Desperately Seeking Buzz
It's every agency's dream. You've created a hip, edgy campaign that uses the net in a savvy way to generate a tidal-wave of buzz about your client's product. Sure, you had to bend the truth a bit on the promotional mini-site you created. But wrapping a product in a tissue of deception and manipulation is just another day's work, right? Or perhaps the recent failure of such a promotional site to generate more than a flicker of interest is a reminder that honesty might—gasp—be the best policy.
What do you do if you're a distant second in a portable music player market dominated by Apple? Judging from the recently-launched iDont.com site, you start clutching at straws. This is one of those increasingly-common disposable sites that agencies toss against the wall in the hope that they generate conversations that will rise above the net's deafening chatter, if only for a few days. The impetus behind the creation of such sites is not to inform but rather to pretend, to confuse, to conjure up an amalgam of novelty and controversy that will generate the maze of blog posts, comments and trackbacks that in itself has value and—oh holiest of grails—sometimes results in a real "story" being broken by mainstream media. Such sites can be created cheaply and quickly. If they hit, great, if not just pack up and move on.

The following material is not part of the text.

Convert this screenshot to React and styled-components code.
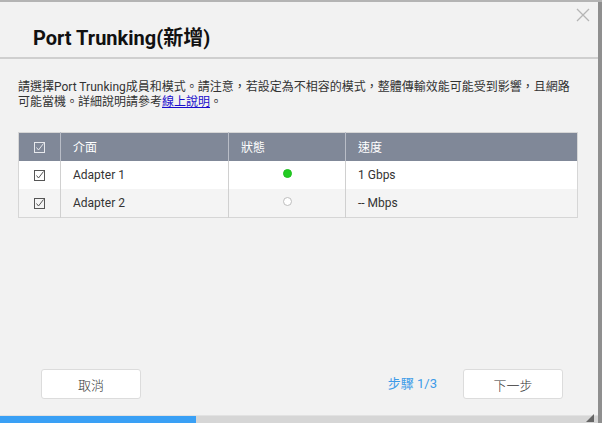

So, who's behind the iDont site? The opening post by "Eric (a.k.a. Da Sheep Herder)" informs us that "This site and the iDon’t campaign are the creation of several of us renegades behind the new xx player, from xx. And this is our playful way of saying 'Enough!' Yeah, we’re just fed up with the ever-expanding flock of iSheep swarming through our cities. You’ve seen them. They’re everywhere. Every bus, train and city sidewalk is a mass of white headphones. Blindly they’ve bought into the hype without ever realizing there are other MP3 players out there". (No, I won't be playing their game by mentioning the product or the manufacturer).
The site sinks into using painfully lame-not-hip phrases (Eric is apparently "stoked" at the reaction to the site) to continue its sham call to a revolution that entails throwing off the shackles of oppressive iPodness. Its creators are deluded enough to think that visitors have nothing better to do than download the admittedly amusing PDFs of stickers, and help spread the work by tarnishing the urban landscape ("Stick it to the iMan with these little beauties"). If that wasn't enough, they've thoughtfully provided chat icons, downloadable posters and the ability to buy shirts, buttons and similar junk, all imprinted with imagery from the marketing campaign.
Marketing campaign, you say? I thought this was the work of Eric and his hip friends? In fact, the illusion of spontaneity is a rather shallow one, with the heavy hand of large commercial interests revealing itself soon enough. The latest post tells us that: "OK. We hung a few provocative posters in a few cities, we built a Web site, and then we hoped to get some people (preferably of the disgruntled variety) to listen to our point of view, and maybe have a laugh along the way. Well, our little marketing campaign has hit a nerve—and a big one at that. The last couple of days have seen the blogosphere practically buzzing with iDon’t chatter."
Of course, the site is basically a classic piece of flame bait, relying on the reflex of the Apple faithful to respond in force to criticism of any kind. It attempts to turn Apple's own Think Different branding upside down, with the site itself referencing Chiat/Day's classic 1984 Super Bowl ad, directed by Ridley Scott, which has achieved mythical status amongst agency types. It also slyly provides an echo of recent Apple ads mocking Windows users. The iDont site will leave most visitors puzzled, with at best a mild smile on their faces. But its real role is clearly to provoke a powerful negative response in iPod users that will lead to them helping fan a blogosphere brush fire. From that perspective, I'm surprised the designers didn't include a Pavlovian dog in their bestiary of iPod users.
What does it all add up to? While some of the Apple faithful have risen to the bait and are predictably heaping scorn on the xx player and its manufacturer, blissfully unaware of the irony of their manipulation, a cursory check indicates that the site is a no-starter in the domain of mainstream buzz generation. While four news items on Digg.com link to the site, for example, those items have few diggs and less comments. And of the comments, this is typical: "I like a lot of xx's stuff. I own several of their thumb-drives. But this campaign of theirs seems really forced and rather sad."
So don't expect too many more posts from Da Sheep Herder, who has by now moved on to yet another empty, manipulative site-of-the-week that in turn desperately attempts to whip up attention for another also-ran product.
Is it just me, or is the profession of marketing tarnished just a little bit more each time we encounter something like this? And if so, what responsibility do the designers bear that participate? Because without soldiers, there would be no wars. And without willing and able designers, the iDonts of this world would cease to be.